Sunday, September 13, 2015

The Tripolitanian War




Mustafa Kemal and Libyan bedevis

The Young Turks' transition to Turkish nationalism had only begun, however, when it was given a final thrust forward by a new wave of foreign attacks on the empire starting with that of the Italians in Tripoli and Bengazi late in 1911. The kingdom of Italy dreamed of an empire that would revive the glory of the old Roman Empire. Most of the African territories contiguous to the Mediterranean had been already taken by Britain and France, and only Tripoli seemed reasonably available. Ottoman rule there was nominal. The garrisons were weak, the government limited and inadequate, and the economic situation poor.
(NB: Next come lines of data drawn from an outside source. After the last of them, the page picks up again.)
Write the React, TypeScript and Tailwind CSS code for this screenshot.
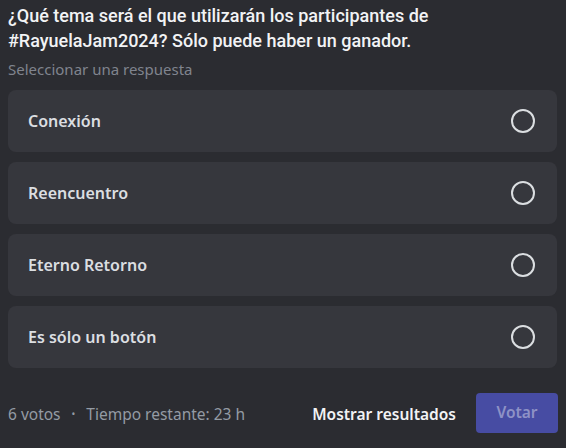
import React from "react";

const options = ["Conexión", "Reencuentro", "Eterno Retorno", "Es sólo un botón"];

export default function App() {
  return (
    <div
      className="w-[566px] h-[448px] bg-[#2b2c31] px-2 pt-[3px] overflow-hidden"
      style={{ fontFamily: '"Noto Sans", "Open Sans", sans-serif' }}
    >
      <div
        className="text-[18px] leading-[25px] font-medium text-[#f2f3f5]"
        style={{ fontFamily: 'Roboto, "Noto Sans", sans-serif' }}
      >
        ¿Qué tema será el que utilizarán los participantes de #RayuelaJam2024? Sólo puede haber un ganador.
      </div>
      <div className="text-[15px] leading-[20px] text-[#80848e] mt-[6px]">Seleccionar una respuesta</div>
      <div className="flex flex-col gap-[10px] mt-[11px] pr-[1px]">
        {options.map((o) => (
          <div
            key={o}
            className="h-[62px] rounded-lg bg-[#36373d] flex items-center justify-between pl-5 pr-[22px]"
          >
            <span className="text-[16px] font-semibold text-[#dbdee1]">{o}</span>
            <span className="w-6 h-6 rounded-full border-2 border-[#dbdee1]" />
          </div>
        ))}
      </div>
      <div className="flex items-center justify-between mt-[25px]">
        <div className="text-[15.5px] text-[#949ba4] flex items-center pt-[3px]">
          <span>6 votos</span>
          <span className="mx-[11px] text-[10px]">•</span>
          <span>Tiempo restante: 23 h</span>
        </div>
        <div className="flex items-center gap-5">
          <span className="text-[15.5px] font-semibold text-[#f2f3f5] pt-[3px]">Mostrar resultados</span>
          <div className="w-[82px] h-10 rounded bg-[#474ca3] flex items-center justify-center text-[15.5px] font-semibold text-[#8e92c6]">
            Votar
          </div>
        </div>
      </div>
    </div>
  );
}
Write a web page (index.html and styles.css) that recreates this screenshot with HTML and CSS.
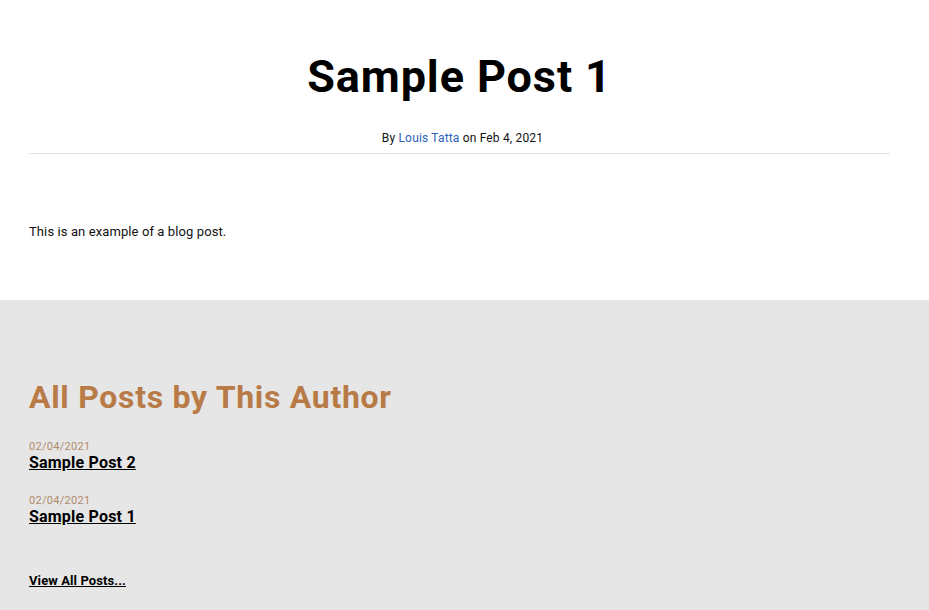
FILE: index.html
```html
<!DOCTYPE html>
<html>
<head>
<meta charset="utf-8">
<link rel="stylesheet" href="styles.css">
</head>
<body>
<main class="post">
  <header class="post-header">
    <h1 class="post-title">Sample Post 1</h1>
    <p class="post-meta">By <a class="author" href="#">Louis Tatta</a> on Feb 4, 2021</p>
  </header>
  <div class="post-body">
    <p>This is an example of a blog post.</p>
  </div>
</main>
<section class="author-posts">
  <h2 class="author-title">All Posts by This Author</h2>
  <ul class="post-list">
    <li class="post-item">
      <div class="post-date">02/04/2021</div>
      <a class="post-link" href="#">Sample Post 2</a>
    </li>
    <li class="post-item">
      <div class="post-date">02/04/2021</div>
      <a class="post-link" href="#">Sample Post 1</a>
    </li>
  </ul>
  <a class="view-all" href="#">View All Posts...</a>
</section>
</body>
</html>
```
FILE: styles.css
```css
html, body {
  margin: 0;
  padding: 0;
}
body {
  font-family: Roboto, "Liberation Sans", sans-serif;
  color: #000;
  background: #fff;
}
.post {
  padding: 0 39px 0 29px;
}
.post-header {
  border-bottom: 1px solid #e3e3e3;
  text-align: center;
  padding-top: 51px;
}
.post-title {
  margin: 0;
  font-size: 45px;
  font-weight: 700;
  line-height: 52px;
  letter-spacing: 0.9px;
}
.post-meta {
  margin: 28px 0 0;
  padding: 0 0 8px 6px;
  font-size: 12px;
  line-height: 14px;
  color: #111;
  letter-spacing: 0.17px;
}
.author {
  color: #2e62b8;
  text-decoration: none;
}
.post-body {
  padding: 70px 0 60px;
}
.post-body p {
  margin: 0;
  font-size: 13px;
  line-height: 16px;
  color: #111;
  letter-spacing: 0.1px;
}
.author-posts {
  background: #e6e6e6;
  padding: 79px 29px 20px;
  min-height: 300px;
}
.author-title {
  margin: 0;
  font-size: 32px;
  font-weight: 700;
  line-height: 36px;
  color: #b87b47;
  letter-spacing: 0.7px;
}
.post-list {
  list-style: none;
  margin: 25px 0 0;
  padding: 0;
  display: flex;
  flex-direction: column;
  gap: 21px;
}
.post-date {
  font-size: 11px;
  line-height: 13px;
  color: #b08a6c;
  letter-spacing: 0.3px;
}
.post-link {
  font-size: 16px;
  font-weight: 700;
  line-height: 20px;
  color: #000;
  letter-spacing: 0.2px;
}
.view-all {
  display: inline-block;
  margin-top: 46px;
  font-size: 13px;
  font-weight: 700;
  color: #000;
  letter-spacing: 0.1px;
}
```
The interior, inhabited by bedouins, had recently come under the control of a Muslim pietistic movement led by the Senusis, further undermining the sultan's suzerainty. On the other hand, Tripoli was close to Italy. Italian merchants had been active there for some time, and their complaints about mistreatment as well as the difficult conditions in the country provided a pretext for armed intervention. Nor were the Italian ambitions particularly secret. In 1900 France had agreed to allow it to take Tripoli in compensation for the expected acquisition of Morocco. Two years later Austria had followed suit in return for Italian support of its ambitions in Bosnia- Herzegovina. Britain joined the agreement as part of its effort to gain Italian participation in the emerging Triple Entente. In 1909 Russian approval was secured in return for Italian support of its ambition to force the Porte to open the Straits to its warships. Though Germany and Austria feared Italian aggression into the Ottoman Empire might cause a major new crisis, they did not wish to alienate Italy and push it even closer to Britain and France. Thus once the French position in Morocco was secured and the Italian press and public agitated for compensatory action in Tripoli, the Italian government decided to go ahead.

The Italian government for some time had complained about "mistreatment" of its subjects in Tripoli and Bengazi, and the Ottomans had tried to satisfy them with guarantees and other promises in order to avoid a war. The Italians, however, who had already decided to attack, rejected the Ottoman offers. On September 29, 1911, war was declared. A day later Tripoli was put under naval blockade. Britain declared its neutrality. On October 4 Tripoli was bombarded and an Italian expeditionary force landed at Tobruk. The Ottoman garrison in both provinces numbered only 15,000 men at best. Because of the situation in the Balkans the government in Istanbul decided to send only limited reinforcements, but these were put under the command of two of its brightest young officers, both CUP members, Enver Bey, recently married into the imperial family, who was made commander at Bengazi, and Mustafa Kemal Bey, placed in command at Tripoli and Derne. Even before they arrived, however, the Italians overran the entire coastal area; Kemal and Enver landed their forces and took them into the interior, where they took command of the remaining Ottoman garrison and joined the Senusi tribesmen in preparing to resist the infidel in a Holy War. On November 4 Italy officially proclaimed its annexation of both Tripoli and Bengazi, but its control remained limited to the coast while the Ottomans and Senusis began an effective guerrilla resistance from the interior. In response the Italians began to send arms and ammunition to Montenegro and Albania and encouraged new adventures against the Porte.